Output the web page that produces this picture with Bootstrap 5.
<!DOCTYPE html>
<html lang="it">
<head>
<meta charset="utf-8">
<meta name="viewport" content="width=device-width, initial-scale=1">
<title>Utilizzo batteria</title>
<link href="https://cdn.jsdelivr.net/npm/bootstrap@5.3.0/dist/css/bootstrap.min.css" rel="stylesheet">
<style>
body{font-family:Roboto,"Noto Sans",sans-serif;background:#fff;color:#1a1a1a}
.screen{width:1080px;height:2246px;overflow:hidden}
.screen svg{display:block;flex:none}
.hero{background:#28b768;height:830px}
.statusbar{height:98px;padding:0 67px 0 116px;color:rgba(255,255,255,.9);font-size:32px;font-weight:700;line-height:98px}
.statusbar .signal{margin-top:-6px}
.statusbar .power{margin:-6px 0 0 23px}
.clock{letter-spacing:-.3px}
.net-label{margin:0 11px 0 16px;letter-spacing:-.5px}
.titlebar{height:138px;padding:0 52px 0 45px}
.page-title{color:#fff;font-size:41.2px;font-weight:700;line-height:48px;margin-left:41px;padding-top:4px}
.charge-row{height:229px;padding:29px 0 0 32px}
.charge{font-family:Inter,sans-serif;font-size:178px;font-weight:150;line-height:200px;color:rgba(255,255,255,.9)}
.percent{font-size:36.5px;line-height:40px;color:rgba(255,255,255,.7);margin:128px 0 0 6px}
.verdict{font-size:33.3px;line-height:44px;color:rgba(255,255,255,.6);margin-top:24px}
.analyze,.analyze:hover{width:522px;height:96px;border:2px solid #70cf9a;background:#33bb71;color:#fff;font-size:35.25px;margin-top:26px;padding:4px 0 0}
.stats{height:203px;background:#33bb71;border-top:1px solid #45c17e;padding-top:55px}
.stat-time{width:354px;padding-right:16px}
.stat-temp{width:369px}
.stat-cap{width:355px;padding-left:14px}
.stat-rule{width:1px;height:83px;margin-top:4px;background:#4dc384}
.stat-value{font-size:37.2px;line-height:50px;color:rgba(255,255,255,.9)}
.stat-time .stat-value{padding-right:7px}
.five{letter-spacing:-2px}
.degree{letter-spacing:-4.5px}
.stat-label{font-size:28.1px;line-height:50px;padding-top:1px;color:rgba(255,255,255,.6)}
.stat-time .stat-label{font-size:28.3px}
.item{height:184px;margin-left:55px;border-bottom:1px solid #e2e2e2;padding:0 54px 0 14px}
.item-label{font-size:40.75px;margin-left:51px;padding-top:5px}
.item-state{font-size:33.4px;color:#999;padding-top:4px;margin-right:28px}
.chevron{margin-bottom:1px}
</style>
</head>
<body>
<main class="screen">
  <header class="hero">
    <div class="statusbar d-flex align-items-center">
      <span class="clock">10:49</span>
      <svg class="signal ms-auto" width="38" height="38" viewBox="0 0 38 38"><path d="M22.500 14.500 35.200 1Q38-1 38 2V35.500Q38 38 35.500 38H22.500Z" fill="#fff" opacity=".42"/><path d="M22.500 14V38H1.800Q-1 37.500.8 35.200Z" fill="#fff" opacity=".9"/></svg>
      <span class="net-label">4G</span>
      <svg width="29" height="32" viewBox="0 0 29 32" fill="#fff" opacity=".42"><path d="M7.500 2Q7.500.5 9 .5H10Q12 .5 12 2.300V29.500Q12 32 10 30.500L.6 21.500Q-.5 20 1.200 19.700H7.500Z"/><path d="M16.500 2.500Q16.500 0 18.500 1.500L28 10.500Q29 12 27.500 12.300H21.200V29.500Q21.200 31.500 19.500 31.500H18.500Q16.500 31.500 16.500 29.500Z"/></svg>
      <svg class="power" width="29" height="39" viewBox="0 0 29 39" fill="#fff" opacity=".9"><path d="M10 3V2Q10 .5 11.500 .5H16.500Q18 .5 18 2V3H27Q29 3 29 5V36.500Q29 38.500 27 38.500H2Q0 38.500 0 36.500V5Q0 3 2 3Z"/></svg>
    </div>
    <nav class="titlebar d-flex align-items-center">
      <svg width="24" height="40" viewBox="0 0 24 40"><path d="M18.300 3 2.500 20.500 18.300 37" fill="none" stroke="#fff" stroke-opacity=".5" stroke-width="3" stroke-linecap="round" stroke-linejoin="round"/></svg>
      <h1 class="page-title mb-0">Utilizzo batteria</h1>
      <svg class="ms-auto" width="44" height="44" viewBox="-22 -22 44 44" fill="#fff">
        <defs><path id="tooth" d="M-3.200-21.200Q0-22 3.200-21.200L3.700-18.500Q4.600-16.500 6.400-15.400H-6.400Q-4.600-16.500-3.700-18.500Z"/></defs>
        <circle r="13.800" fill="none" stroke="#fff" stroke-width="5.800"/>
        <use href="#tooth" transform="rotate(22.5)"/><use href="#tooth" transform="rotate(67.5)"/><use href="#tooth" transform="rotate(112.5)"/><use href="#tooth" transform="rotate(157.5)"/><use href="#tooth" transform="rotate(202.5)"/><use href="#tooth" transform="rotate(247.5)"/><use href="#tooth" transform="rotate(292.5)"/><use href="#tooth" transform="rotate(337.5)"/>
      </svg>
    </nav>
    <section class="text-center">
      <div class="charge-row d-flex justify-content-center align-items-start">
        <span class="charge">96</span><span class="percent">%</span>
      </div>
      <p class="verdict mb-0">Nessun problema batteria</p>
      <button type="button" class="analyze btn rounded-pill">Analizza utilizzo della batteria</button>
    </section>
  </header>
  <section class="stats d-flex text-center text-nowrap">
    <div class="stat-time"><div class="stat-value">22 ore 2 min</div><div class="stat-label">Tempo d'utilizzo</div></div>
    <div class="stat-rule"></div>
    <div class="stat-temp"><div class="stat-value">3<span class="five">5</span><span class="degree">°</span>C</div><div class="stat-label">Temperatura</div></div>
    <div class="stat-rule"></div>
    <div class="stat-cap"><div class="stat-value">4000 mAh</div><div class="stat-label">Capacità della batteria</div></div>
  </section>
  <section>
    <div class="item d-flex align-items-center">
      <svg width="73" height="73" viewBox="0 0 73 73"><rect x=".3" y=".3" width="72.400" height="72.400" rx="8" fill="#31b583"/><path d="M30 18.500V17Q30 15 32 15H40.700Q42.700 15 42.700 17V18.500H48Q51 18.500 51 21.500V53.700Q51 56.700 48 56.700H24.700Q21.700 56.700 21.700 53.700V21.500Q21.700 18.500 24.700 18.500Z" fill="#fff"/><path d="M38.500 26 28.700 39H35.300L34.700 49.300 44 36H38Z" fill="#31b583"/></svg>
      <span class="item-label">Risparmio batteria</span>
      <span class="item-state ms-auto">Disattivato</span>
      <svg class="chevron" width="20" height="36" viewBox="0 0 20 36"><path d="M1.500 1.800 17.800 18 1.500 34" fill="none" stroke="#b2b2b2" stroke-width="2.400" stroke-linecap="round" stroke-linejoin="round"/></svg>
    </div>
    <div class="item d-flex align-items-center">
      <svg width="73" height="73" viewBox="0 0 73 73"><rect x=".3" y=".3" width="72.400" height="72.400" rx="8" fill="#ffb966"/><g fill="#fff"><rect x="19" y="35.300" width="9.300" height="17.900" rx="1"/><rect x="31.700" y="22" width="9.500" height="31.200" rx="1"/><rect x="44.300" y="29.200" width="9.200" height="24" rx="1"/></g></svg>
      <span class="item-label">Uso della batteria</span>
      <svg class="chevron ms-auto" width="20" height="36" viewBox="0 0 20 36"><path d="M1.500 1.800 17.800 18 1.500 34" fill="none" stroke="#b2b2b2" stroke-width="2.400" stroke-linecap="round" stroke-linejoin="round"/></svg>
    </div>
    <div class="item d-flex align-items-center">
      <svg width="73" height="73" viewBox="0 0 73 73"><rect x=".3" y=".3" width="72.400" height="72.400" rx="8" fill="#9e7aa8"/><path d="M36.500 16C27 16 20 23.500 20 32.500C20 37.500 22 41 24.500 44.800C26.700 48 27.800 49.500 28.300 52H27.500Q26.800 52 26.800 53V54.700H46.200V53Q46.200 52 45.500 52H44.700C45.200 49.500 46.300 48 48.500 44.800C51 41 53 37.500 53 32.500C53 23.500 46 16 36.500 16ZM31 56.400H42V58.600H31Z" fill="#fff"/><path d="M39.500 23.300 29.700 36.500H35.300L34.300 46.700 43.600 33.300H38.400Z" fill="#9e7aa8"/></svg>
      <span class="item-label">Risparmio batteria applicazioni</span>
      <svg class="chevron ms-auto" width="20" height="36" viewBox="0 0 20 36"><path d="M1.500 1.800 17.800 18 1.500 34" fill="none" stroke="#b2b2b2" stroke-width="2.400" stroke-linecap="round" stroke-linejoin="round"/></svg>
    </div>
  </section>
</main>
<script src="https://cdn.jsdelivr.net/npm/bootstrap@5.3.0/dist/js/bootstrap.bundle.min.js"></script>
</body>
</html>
...
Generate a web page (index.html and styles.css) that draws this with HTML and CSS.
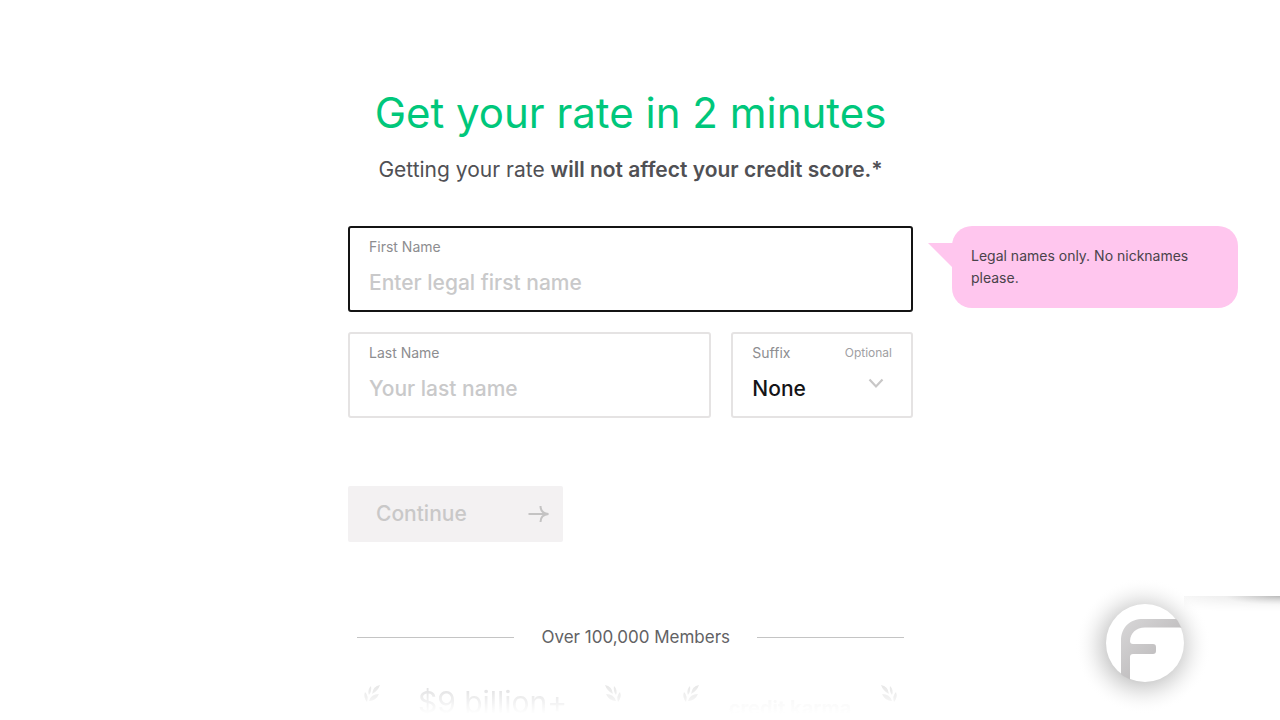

* **GIVEN PROBLEM**:
Go through the entries and return each line where the word "this" appears.

* **REPLY TO THE EXERCISE**:
Output the web page that produces this picture with Bootstrap 5.
Generate a web page (index.html and styles.css) that draws this with HTML and CSS.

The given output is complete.